Rekognisi Nilai Kesetraan dalam Keluarga (Rumah Tangga)
A.
Normalistis
Nilai kesetaraan dalam Masyarakat pada umumnya
Masyarakat memposisikan perempuan sebagai seorang yang lemah
lembut, berperan sebagai ibu rumah tangga
yang membesarkan anak-anaknya, menjadi pelayan
yang baik kepada suami (laki-laki) mulai
melayani makan, minum dan di tempat tidur. Sebaliknya
laki-laki berperan sebagai kepala rumah
tangga yang kuat, melindungi keluarga serta memiliki banyak hak istimewa
dalam keluarga.
Dalam keluarga di Indonesia pada umumnya, orang tua atau
lingkungan, secara langsung maupun tidak langsung telah mensosialisasikan peran
anak laki-laki dan perempuannya secara berbeda. Anak laki-laki diminta membantu
orang tua dalam hal-hal tertentu saja, bahkan seringkali diberi kebebasan untuk
bermain dan tidak dibebani tanggung jawab tertentu. Anak perempuan sebaliknya
diberi tanggung jawab untuk membantu pekerjaan yang menyangkut urusan rumah
(membersihkan rumah, memasak, dan mencuci).

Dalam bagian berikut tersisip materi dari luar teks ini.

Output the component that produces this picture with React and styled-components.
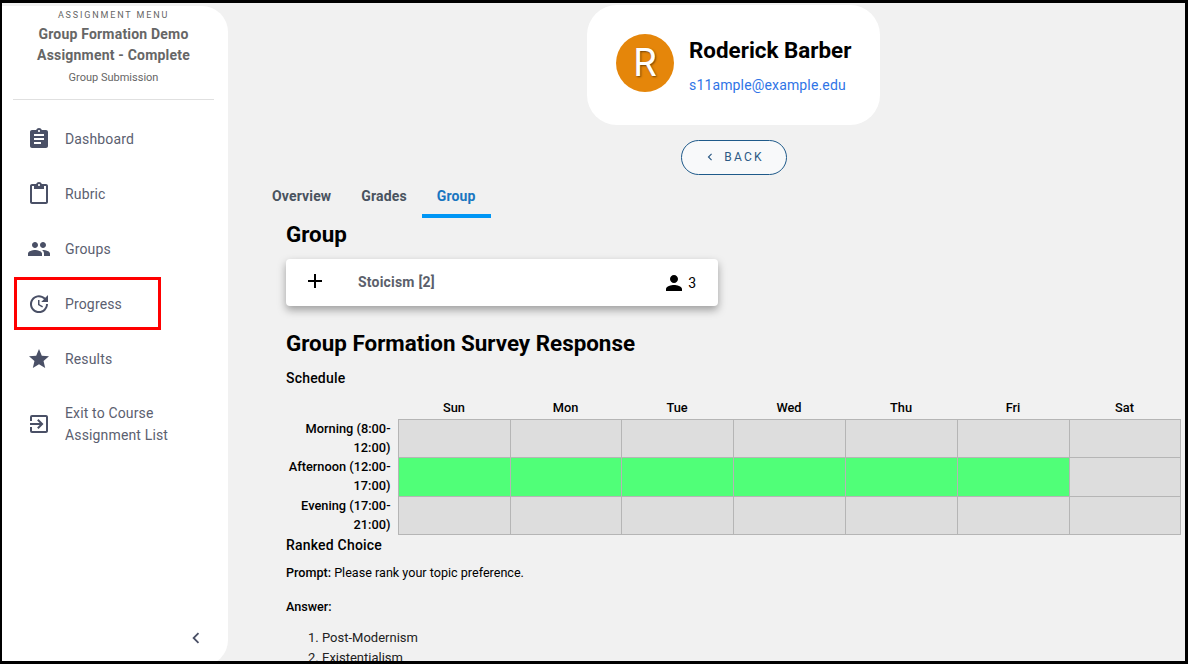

Namun dengan berkembanganya dan kemajuannya zaman kebiasan
masyarakat sedikit berubah karena seperti yang kita ketahui bahwa di masa
sekarang ini banyak perampuan yang cerdas, memiliki ketarampilan dan keahlian
dalam bidangnya msing-masing, sehingga banyak di temukan perempuan yang bekerja
(wanita karir), sehingga peran gender atau kesetaraan sosial terbentuk. Peran
gender terbentuk melalui berbagai sistem nilai termasuk nilai-nilai adat,
pendidikan, agama, politik, ekonomi, dan sebagainya.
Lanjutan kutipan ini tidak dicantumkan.